The pub’s got one thing cinema and streaming can’t touch, though – it’s social. You’re not just buying drinks. You’re buying the banter, the atmosphere, the “remember that time when…” stories.

Whether that’s worth six quid an hour is between you and your wallet.

Casino Gaming: Where House Edge Literally Determines Your Cost-Per-Hour

This is where things get mathematical – but stick with me, because it actually matters.

When you gamble, the house edge is basically your entertainment fee. It’s how much the casino expects to keep from your money over time.

Let’s say you walk into an online casino with £20. Where you spend it determines how long your money lasts.

  • Baccarat (specifically the banker bet) has a 1.06% house edge. That means for every £20 you bet, the casino expects to keep about 21p. Sites like sportbet.one offer baccarat with exactly this edge on banker bets – among the lowest you’ll find in casino gaming. If you’re betting £2-3 per hand and taking your time, that £20 can stretch 4-6 hours.

Cost per hour? Somewhere between £3.33 to £5.

  • Blackjack with basic strategy sits around 0.5% house edge – even better if you know what you’re doing.
  • Roulette (European, not American) carries a 2.7% house edge. Your money won’t last as long, but it’s still reasonable.

Now here’s where it goes sideways.

  • Slots typically run 5-8% house edge. Some go higher. That means for every £20, you’re expected to lose £1 to £1.60. And here’s the kicker – slots are fast. The average UK slots session lasts just 17 minutes. Only 6% of sessions go longer than an hour.

Put £20 in a slot machine and you’re looking at maybe 20-30 minutes of entertainment. That’s £40-60 per hour.

Your £20 literally lasts 54 times longer on streaming than it does on slots.

UK online casino data shows £3.6 billion gets pumped into slots alone each year (by the following year (April 2024 – March 2025), that figure has grown even further), RCBB accrued £6.9 billion GGY which can be broken down into 3 individual areas. Some 35% of online casino players are wagering over £100 monthly. Ten percent are spending more than £500.

The house always wins – but how fast they win depends entirely on which game you’re playing.

The Reality Check

When it comes to pure entertainment value per pound, streaming is in a league of its own – there really is no contest. But that is not the complete picture. You do not measure a night out at the pub the same way that you measure a night in watching Netflix. One of them is about going out with people, while the other is about staying in and avoiding people.
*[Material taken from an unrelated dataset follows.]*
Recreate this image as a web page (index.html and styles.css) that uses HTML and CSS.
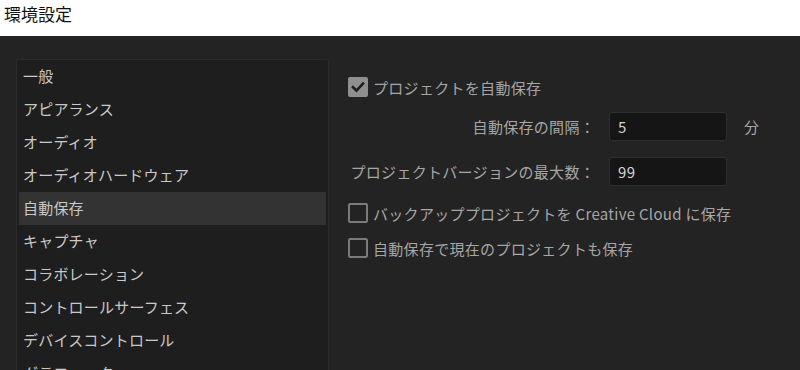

Finally going to the cinema is a luxury that not a lot of people do anymore especially with the sky high prices. But for those big blockbuster hits that deserve to be watched in the cinema, it is a must.

When it comes to value per hour, casino gaming can actually be decent if you stick to the low house-edge games and avoid the fickle loss chasing. But the moment you hit the slots or start doubling down when you are getting behind, your £20 is about to disappear in a flash.

The real lesson is that we are all probably overspending. Close to 50% of UK households are paying for streaming services that they don’t even use. People are happy to complain that they cannot afford things while spending £344 a year on pub trips. The prices of cinema tickets have skyrocketed when in comparison to the price of Netflix. £14 for a couple hours as opposed to £11 for an entire month of Netflix is an obvious no brainer.

There are a ton of different ways to spend £20 and get various amounts of enjoyment. Figure out where you want to get it to get the best bang for your buck! The amount of money doesn’t determine the total enjoyment you could get. It really just comes down to how you want to spend your money.

If you are going to spend money, it might be a good idea to check your bank account statement first and cancel subscriptions you might have forgotten about a while ago.